The record credit card borrowing figures we’re seeing show how many people already use debt to plug gaps in their budgets. For some, the solution might mean having to cut back on what you regularly put aside in savings and investments.
This is never a decision to be taken lightly, particularly if you’re considering trimming your pensions contributions as you’ll lose out on employer top-ups and tax relief.
An exercise you might find helpful is cash flow planning — a tool beloved of financial planners. For the months ahead, plug in the likely rises to your living costs and major expenditure (such as Christmas, and January’s tax bill) then see how your budget could absorb the shock of this.
Lastly, many will worry about the long-term implications for their investment goals.
Charlotte Ransom, founder of Netwealth, says the number one question her clients are asking is: will I have enough to retire on?
“People want to understand the impact of rising inflation, higher outgoings and current low investment returns on their likely retirement pot,” she says. As well as working for longer, many are weighing up the extent to which they can afford helping adult children with cash gifts.
At a time where there are so many questions for our finances, I’ll be asking a few more this Saturday at the FT Weekend Festival in aid of FT Flic, the Financial Literacy and Inclusion Campaign.
We all need to get to grips with our finances, and boosting financial literacy is a goal we can all get behind.
Martin Wolf, our chief economics commentator, will be among those taking part in a personal finance quiz (if you are feeling flush, you can bid to have lunch with either of us in the Flic charity auction).
If you can’t join us for the festival at Kenwood House Gardens in north London on Saturday, fear not. I’ve devised this mini quiz for readers at home, and have two prizes from FT’s archive to inspire your budgeting endeavours.
The Financial Times egg cup was (we think) a gift for subscribers in the 1980s. Its pinstriped arms hold a copy of the FT from March 1988 with the Budget speech of former chancellor Nigel Lawson on the front page.
One of the most controversial in history, Lawson announced huge tax cuts (sound familiar?) which ultimately preceded a huge inflationary spiral — something to think about as you crack open your breakfast egg!
To stand a chance of winning one, please answer the following questions and tie breaker.
First-time buyers Jack and Sarah take out a £300,000 repayment mortgage on a 40-year term. Assuming interest rates of 4 per cent, if they each made a £100 overpayment every month, how much sooner could they pay it off?
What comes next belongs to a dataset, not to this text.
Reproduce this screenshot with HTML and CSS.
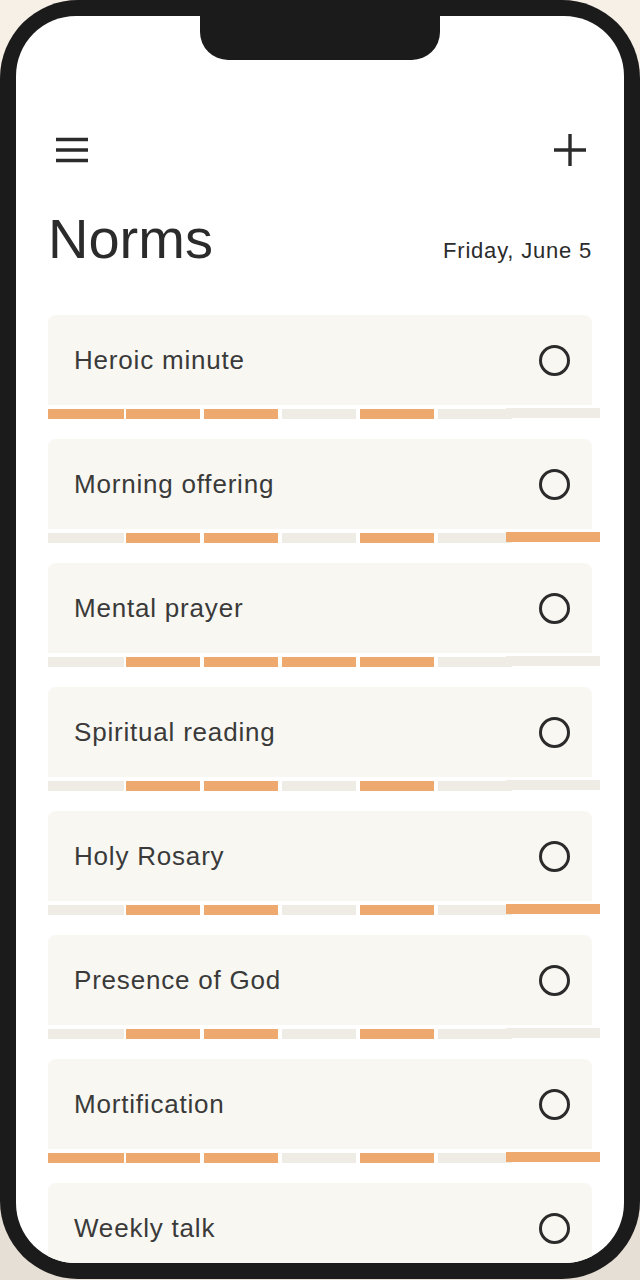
FILE: index.html
```html
<!DOCTYPE html>
<html>

<head>
    <title>Norms</title>
    <link rel="stylesheet" href="styles.css">
</head>

<body>
    <div class="phone">
        <div class="screen">
            <div class="notch"></div>
            <div class="content">
                <div class="topbar">
                    <svg class="icon" width="32" height="32" viewBox="0 0 32 32">
                        <path d="M0 5.5H32M0 16H32M0 26.5H32" stroke="#2b2b2b" stroke-width="3.4" fill="none" />
                    </svg>
                    <svg class="icon" width="32" height="32" viewBox="0 0 32 32">
                        <path d="M16 0V32M0 16H32" stroke="#2b2b2b" stroke-width="3.4" fill="none" />
                    </svg>
                </div>

                <div class="title-row">
                    <h1>Norms</h1>
                    <span class="date">Friday, June 5</span>
                </div>

                <div class="list">
                    <div class="norm">
                        <div class="card"><span>Heroic minute</span><span class="check"></span></div>
                        <div class="bars">
                            <i class="on"></i><i class="on"></i><i class="on"></i><i></i><i class="on"></i><i></i><i class="last"></i>
                        </div>
                    </div>
                    <div class="norm">
                        <div class="card"><span>Morning offering</span><span class="check"></span></div>
                        <div class="bars">
                            <i></i><i class="on"></i><i class="on"></i><i></i><i class="on"></i><i></i><i class="last on"></i>
                        </div>
                    </div>
                    <div class="norm">
                        <div class="card"><span>Mental prayer</span><span class="check"></span></div>
                        <div class="bars">
                            <i></i><i class="on"></i><i class="on"></i><i class="on"></i><i class="on"></i><i></i><i class="last"></i>
                        </div>
                    </div>
                    <div class="norm">
                        <div class="card"><span>Spiritual reading</span><span class="check"></span></div>
                        <div class="bars">
                            <i></i><i class="on"></i><i class="on"></i><i></i><i class="on"></i><i></i><i class="last"></i>
                        </div>
                    </div>
                    <div class="norm">
                        <div class="card"><span>Holy Rosary</span><span class="check"></span></div>
                        <div class="bars">
                            <i></i><i class="on"></i><i class="on"></i><i></i><i class="on"></i><i></i><i class="last on"></i>
                        </div>
                    </div>
                    <div class="norm">
                        <div class="card"><span>Presence of God</span><span class="check"></span></div>
                        <div class="bars">
                            <i></i><i class="on"></i><i class="on"></i><i></i><i class="on"></i><i></i><i class="last"></i>
                        </div>
                    </div>
                    <div class="norm">
                        <div class="card"><span>Mortification</span><span class="check"></span></div>
                        <div class="bars">
                            <i class="on"></i><i class="on"></i><i class="on"></i><i></i><i class="on"></i><i></i><i class="last on"></i>
                        </div>
                    </div>
                    <div class="norm">
                        <div class="card"><span>Weekly talk</span><span class="check"></span></div>
                        <div class="bars">
                            <i></i><i class="on"></i><i class="on"></i><i></i><i class="on"></i><i></i><i class="last"></i>
                        </div>
                    </div>
                </div>
            </div>
        </div>
    </div>
</body>

</html>
```

FILE: styles.css
```css
body {
    margin: 0;
    font-family: "Liberation Sans", Arial, sans-serif;
    background: linear-gradient(#f7f0e7, #e6dfd5);
    height: 1280px;
}

.phone {
    width: 640px;
    height: 1279px;
    box-sizing: border-box;
    padding: 16px;
    background-color: #1b1b1b;
    border-radius: 78px;
}

.screen {
    height: 100%;
    background-color: white;
    border-radius: 60px;
    overflow: hidden;
    position: relative;
}

.notch {
    position: absolute;
    top: 0;
    left: 184px;
    width: 240px;
    height: 44px;
    background-color: #1b1b1b;
    border-radius: 0 0 28px 28px;
}

.content {
    padding: 118px 32px 0 32px;
    color: #2b2b2b;
}

.topbar {
    display: flex;
    justify-content: space-between;
    padding: 0 6px 0 8px;
}

.icon {
    display: block;
}

.title-row {
    display: flex;
    justify-content: space-between;
    align-items: baseline;
    margin-top: 41px;
}

h1 {
    margin: 0;
    font-size: 56px;
    font-weight: normal;
    line-height: 64px;
    color: #2b2b2b;
}

.date {
    font-size: 22px;
    letter-spacing: 0.8px;
    color: #2b2b2b;
}

.list {
    margin-top: 44px;
}

.norm {
    margin-bottom: 20px;
}

.card {
    height: 90px;
    background-color: #f8f7f2;
    border-radius: 8px 8px 0 0;
    display: flex;
    align-items: center;
    justify-content: space-between;
    padding: 0 22px 0 26px;
    font-size: 26px;
    letter-spacing: 0.8px;
    color: #3a3a3a;
}

.check {
    width: 25px;
    height: 25px;
    border: 3.5px solid #2b2b2b;
    border-radius: 50%;
}

.bars {
    display: flex;
    align-items: flex-end;
    height: 11px;
    margin-top: 3px;
}

.bars i {
    display: block;
    flex-shrink: 0;
    width: 74px;
    height: 10px;
    margin-left: 4px;
    background-color: #efece5;
}

.bars i:first-child {
    width: 76px;
    margin-left: 0;
    margin-right: -2px;
}

.bars i.on {
    background-color: #eda96e;
}

.bars i.last {
    width: 94px;
    margin-left: -6px;
    align-self: flex-start;
}
```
A = Around 11 years sooner
B = Around 9.5 years sooner
C = Around 7 years sooner
Currently, around 20 per cent of students in England and Wales are expected to repay their student loan debts in full. Following rule changes in 2023, how many students are forecast to repay in full?
A = 25%
C = 55%
According to fuel poverty charity CAP UK, when October’s price cap comes into effect, how long would an emergency £49 fuel top up voucher last for the average customer on a prepayment meter?
A = One week
B = One weekend
C = One day
What is the thing you most wish you had known about money when you were younger, and why?
Please send completed entries to email@example.com and mark your email “reader competition”. The deadline is Sunday September 11, and the usual FT competition rules apply.
I will reveal the answers (and winners) in my next FT Money column on Saturday September 24. Yes, readers, despite my love of forward planning, I’m about to embark on the worst-timed holiday in history. But when I return, we will have a new prime minister, plus new energy help measures and potentially some tax policies to chew over together.